[The request] Your copy of the material below should match it exactly, except that it holds no pictures.
--------
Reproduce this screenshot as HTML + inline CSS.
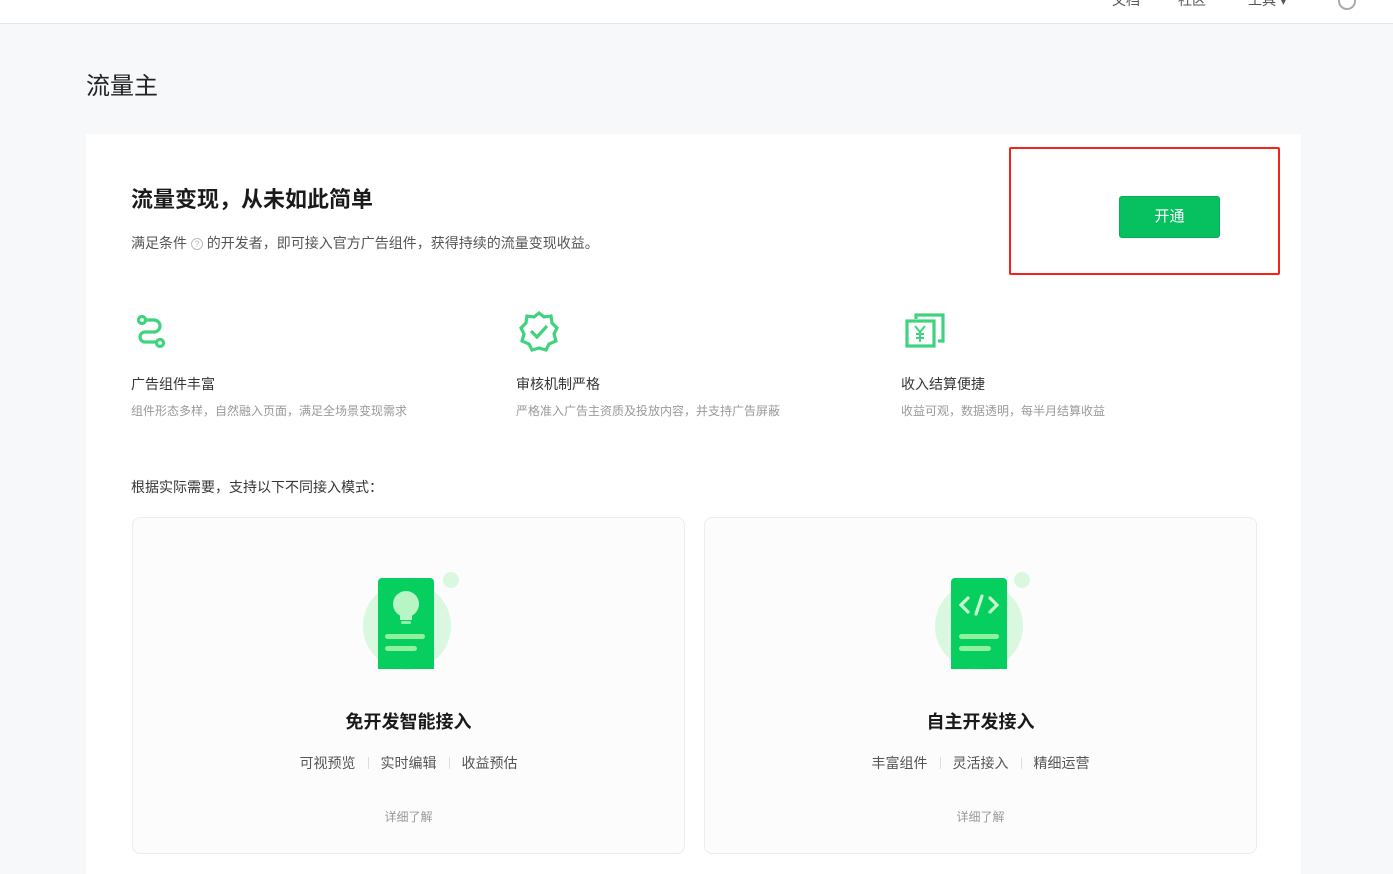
<!DOCTYPE html>
<html><head><meta charset="utf-8"><style>
body{margin:0;width:1393px;height:866px;overflow:hidden;background:#f7f8fa;font-family:"Liberation Sans","Noto Sans CJK SC",sans-serif;position:relative;color:#353535}
.hdr{position:absolute;left:0;top:0;width:1393px;height:23px;background:#fff;border-bottom:1px solid #e4e6ea}
.abs{position:absolute;white-space:nowrap}
.card{position:absolute;left:86px;top:134px;width:1215px;height:740px;background:#fff}
.mode{position:absolute;top:517px;width:551px;height:335px;border:1px solid #ececec;border-radius:8px;background:#fcfcfc}
.mode .t{position:absolute;top:190px;width:100%;text-align:center;font-size:18px;font-weight:bold;color:#1a1a1a}
.mode .s{position:absolute;top:235px;width:100%;text-align:center;font-size:14px;color:#555}
.mode .s i{display:inline-block;width:1px;height:12px;background:#ddd;margin:0 12px;vertical-align:-1px}
.mode .d{position:absolute;top:290px;width:100%;text-align:center;font-size:12px;color:#999}
.ft{font-size:14px;color:#353535}
.fd{font-size:12px;color:#9a9a9a}
</style></head><body>
<div class="hdr">
<div class="abs" style="left:1112px;top:-10px;font-size:14px;color:#555">文档</div>
<div class="abs" style="left:1178px;top:-10px;font-size:14px;color:#555">社区</div>
<div class="abs" style="left:1248px;top:-10px;font-size:14px;color:#555">工具 ▾</div>
<div class="abs" style="left:1338px;top:-8px;width:14px;height:14px;border:2px solid #aaa;border-radius:50%"></div>
</div>
<div class="abs" style="left:86px;top:66px;font-size:24px;color:#222">流量主</div>
<div class="card"></div>
<div class="abs" style="left:131px;top:182px;font-size:22px;font-weight:bold;color:#1a1a1a">流量变现，从未如此简单</div>
<div class="abs" style="left:131px;top:233px;font-size:14px;color:#555">满足条件 <span style="display:inline-block;width:10px;height:10px;border:1px solid #bbb;border-radius:50%;font-size:9px;line-height:10px;text-align:center;color:#bbb;vertical-align:1px">?</span> 的开发者，即可接入官方广告组件，获得持续的流量变现收益。</div>
<div class="abs" style="left:1009px;top:147px;width:267px;height:124px;border:2px solid #f5221b;border-radius:2px"></div>
<div class="abs" style="left:1119px;top:196px;width:99px;height:40px;background:#07c160;border:1px solid #06ad56;border-radius:3px;color:#fff;font-size:15px;text-align:center;line-height:40px">开通</div>

<svg class="abs" style="left:135px;top:312px" width="36" height="38" viewBox="0 0 36 38" fill="none" stroke="#3fd37f" stroke-width="3.2"><circle cx="7" cy="8" r="3.5"/><circle cx="25" cy="31" r="3.5"/><path d="M10.5 8H19a6 6 0 0 1 0 12H10a5 5 0 0 0 0 10h11"/></svg>
<svg class="abs" style="left:518px;top:310px" width="42" height="42" viewBox="0 0 42 42" fill="none" stroke="#3fd37f" stroke-width="3.2"><path d="M21 3l5 4 7-1 1 7 5 5-3 6 2 7-7 3-3 6-7-2-7 2-3-6-7-3 2-7-3-6 5-5 1-7 7 1z"/><path d="M13 21l6 6 10-11"/></svg>
<svg class="abs" style="left:905px;top:313px" width="40" height="36" viewBox="0 0 40 36" fill="none" stroke="#3fd37f" stroke-width="3.2"><path d="M11 6V2h27v26h-5"/><rect x="2" y="8" width="27" height="25"/><path d="M10 13l5 6 5-6M15 19v10M11 21h8M11 25h8" stroke-width="2"/></svg>

<div class="abs ft" style="left:131px;top:374px">广告组件丰富</div>
<div class="abs fd" style="left:131px;top:402px">组件形态多样，自然融入页面，满足全场景变现需求</div>
<div class="abs ft" style="left:516px;top:374px">审核机制严格</div>
<div class="abs fd" style="left:516px;top:402px">严格准入广告主资质及投放内容，并支持广告屏蔽</div>
<div class="abs ft" style="left:901px;top:374px">收入结算便捷</div>
<div class="abs fd" style="left:901px;top:402px">收益可观，数据透明，每半月结算收益</div>
<div class="abs" style="left:131px;top:477px;font-size:14px;color:#353535">根据实际需要，支持以下不同接入模式：</div>

<div class="mode" style="left:132px">
<svg class="abs" style="left:225px;top:50px" width="110" height="110" viewBox="0 0 110 110"><circle cx="49" cy="58" r="44" fill="#d9f8df"/><path d="M20 80a44 44 0 0 0 58 0z" fill="#c6f2cf"/><circle cx="93" cy="12" r="8" fill="#d9f8df"/><path d="M20 14a4 4 0 0 1 4-4h48a4 4 0 0 1 4 4v87H20z" fill="#07cf5f"/><circle cx="48" cy="36" r="13" fill="#b8f5c4"/><rect x="42" y="44" width="12" height="8" fill="#b8f5c4"/><rect x="43" y="53" width="10" height="3" rx="1.5" fill="#9ae8a8"/><rect x="27" y="66" width="40" height="5" rx="2.5" fill="#8ff09e"/><rect x="27" y="78" width="32" height="5" rx="2.5" fill="#8ff09e"/></svg>
<div class="t">免开发智能接入</div>
<div class="s">可视预览<i></i>实时编辑<i></i>收益预估</div>
<div class="d">详细了解</div>
</div>
<div class="mode" style="left:704px">
<svg class="abs" style="left:225px;top:50px" width="110" height="110" viewBox="0 0 110 110"><circle cx="49" cy="58" r="44" fill="#d9f8df"/><path d="M20 80a44 44 0 0 0 58 0z" fill="#c6f2cf"/><circle cx="92" cy="12" r="8" fill="#d9f8df"/><path d="M21 14a4 4 0 0 1 4-4h48a4 4 0 0 1 4 4v87H21z" fill="#07cf5f"/><path d="M38 30l-7 7 7 7M60 30l7 7-7 7M52 28l-6 18" stroke="#c8fad2" stroke-width="3.2" fill="none" stroke-linecap="round"/><rect x="29" y="66" width="40" height="5" rx="2.5" fill="#8ff09e"/><rect x="29" y="78" width="32" height="5" rx="2.5" fill="#8ff09e"/></svg>
<div class="t">自主开发接入</div>
<div class="s">丰富组件<i></i>灵活接入<i></i>精细运营</div>
<div class="d">详细了解</div>
</div>
</body></html>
--------
[Written response]
Reproduce this screenshot as HTML + inline CSS.
<!DOCTYPE html>
<html><head><meta charset="utf-8"><style>
body{margin:0;width:1393px;height:866px;overflow:hidden;background:#f7f8fa;font-family:"Liberation Sans","Noto Sans CJK SC",sans-serif;position:relative;color:#353535}
.hdr{position:absolute;left:0;top:0;width:1393px;height:23px;background:#fff;border-bottom:1px solid #e4e6ea}
.abs{position:absolute;white-space:nowrap}
.card{position:absolute;left:86px;top:134px;width:1215px;height:740px;background:#fff}
.mode{position:absolute;top:517px;width:551px;height:335px;border:1px solid #ececec;border-radius:8px;background:#fcfcfc}
.mode .t{position:absolute;top:190px;width:100%;text-align:center;font-size:18px;font-weight:bold;color:#1a1a1a}
.mode .s{position:absolute;top:235px;width:100%;text-align:center;font-size:14px;color:#555}
.mode .s i{display:inline-block;width:1px;height:12px;background:#ddd;margin:0 12px;vertical-align:-1px}
.mode .d{position:absolute;top:290px;width:100%;text-align:center;font-size:12px;color:#999}
.ft{font-size:14px;color:#353535}
.fd{font-size:12px;color:#9a9a9a}
</style></head><body>
<div class="hdr">
<div class="abs" style="left:1112px;top:-10px;font-size:14px;color:#555">文档</div>
<div class="abs" style="left:1178px;top:-10px;font-size:14px;color:#555">社区</div>
<div class="abs" style="left:1248px;top:-10px;font-size:14px;color:#555">工具 ▾</div>
<div class="abs" style="left:1338px;top:-8px;width:14px;height:14px;border:2px solid #aaa;border-radius:50%"></div>
</div>
<div class="abs" style="left:86px;top:66px;font-size:24px;color:#222">流量主</div>
<div class="card"></div>
<div class="abs" style="left:131px;top:182px;font-size:22px;font-weight:bold;color:#1a1a1a">流量变现，从未如此简单</div>
<div class="abs" style="left:131px;top:233px;font-size:14px;color:#555">满足条件 <span style="display:inline-block;width:10px;height:10px;border:1px solid #bbb;border-radius:50%;font-size:9px;line-height:10px;text-align:center;color:#bbb;vertical-align:1px">?</span> 的开发者，即可接入官方广告组件，获得持续的流量变现收益。</div>
<div class="abs" style="left:1009px;top:147px;width:267px;height:124px;border:2px solid #f5221b;border-radius:2px"></div>
<div class="abs" style="left:1119px;top:196px;width:99px;height:40px;background:#07c160;border:1px solid #06ad56;border-radius:3px;color:#fff;font-size:15px;text-align:center;line-height:40px">开通</div>

<svg class="abs" style="left:135px;top:312px" width="36" height="38" viewBox="0 0 36 38" fill="none" stroke="#3fd37f" stroke-width="3.2"><circle cx="7" cy="8" r="3.5"/><circle cx="25" cy="31" r="3.5"/><path d="M10.5 8H19a6 6 0 0 1 0 12H10a5 5 0 0 0 0 10h11"/></svg>
<svg class="abs" style="left:518px;top:310px" width="42" height="42" viewBox="0 0 42 42" fill="none" stroke="#3fd37f" stroke-width="3.2"><path d="M21 3l5 4 7-1 1 7 5 5-3 6 2 7-7 3-3 6-7-2-7 2-3-6-7-3 2-7-3-6 5-5 1-7 7 1z"/><path d="M13 21l6 6 10-11"/></svg>
<svg class="abs" style="left:905px;top:313px" width="40" height="36" viewBox="0 0 40 36" fill="none" stroke="#3fd37f" stroke-width="3.2"><path d="M11 6V2h27v26h-5"/><rect x="2" y="8" width="27" height="25"/><path d="M10 13l5 6 5-6M15 19v10M11 21h8M11 25h8" stroke-width="2"/></svg>

<div class="abs ft" style="left:131px;top:374px">广告组件丰富</div>
<div class="abs fd" style="left:131px;top:402px">组件形态多样，自然融入页面，满足全场景变现需求</div>
<div class="abs ft" style="left:516px;top:374px">审核机制严格</div>
<div class="abs fd" style="left:516px;top:402px">严格准入广告主资质及投放内容，并支持广告屏蔽</div>
<div class="abs ft" style="left:901px;top:374px">收入结算便捷</div>
<div class="abs fd" style="left:901px;top:402px">收益可观，数据透明，每半月结算收益</div>
<div class="abs" style="left:131px;top:477px;font-size:14px;color:#353535">根据实际需要，支持以下不同接入模式：</div>

<div class="mode" style="left:132px">
<svg class="abs" style="left:225px;top:50px" width="110" height="110" viewBox="0 0 110 110"><circle cx="49" cy="58" r="44" fill="#d9f8df"/><path d="M20 80a44 44 0 0 0 58 0z" fill="#c6f2cf"/><circle cx="93" cy="12" r="8" fill="#d9f8df"/><path d="M20 14a4 4 0 0 1 4-4h48a4 4 0 0 1 4 4v87H20z" fill="#07cf5f"/><circle cx="48" cy="36" r="13" fill="#b8f5c4"/><rect x="42" y="44" width="12" height="8" fill="#b8f5c4"/><rect x="43" y="53" width="10" height="3" rx="1.5" fill="#9ae8a8"/><rect x="27" y="66" width="40" height="5" rx="2.5" fill="#8ff09e"/><rect x="27" y="78" width="32" height="5" rx="2.5" fill="#8ff09e"/></svg>
<div class="t">免开发智能接入</div>
<div class="s">可视预览<i></i>实时编辑<i></i>收益预估</div>
<div class="d">详细了解</div>
</div>
<div class="mode" style="left:704px">
<svg class="abs" style="left:225px;top:50px" width="110" height="110" viewBox="0 0 110 110"><circle cx="49" cy="58" r="44" fill="#d9f8df"/><path d="M20 80a44 44 0 0 0 58 0z" fill="#c6f2cf"/><circle cx="92" cy="12" r="8" fill="#d9f8df"/><path d="M21 14a4 4 0 0 1 4-4h48a4 4 0 0 1 4 4v87H21z" fill="#07cf5f"/><path d="M38 30l-7 7 7 7M60 30l7 7-7 7M52 28l-6 18" stroke="#c8fad2" stroke-width="3.2" fill="none" stroke-linecap="round"/><rect x="29" y="66" width="40" height="5" rx="2.5" fill="#8ff09e"/><rect x="29" y="78" width="32" height="5" rx="2.5" fill="#8ff09e"/></svg>
<div class="t">自主开发接入</div>
<div class="s">丰富组件<i></i>灵活接入<i></i>精细运营</div>
<div class="d">详细了解</div>
</div>
</body></html>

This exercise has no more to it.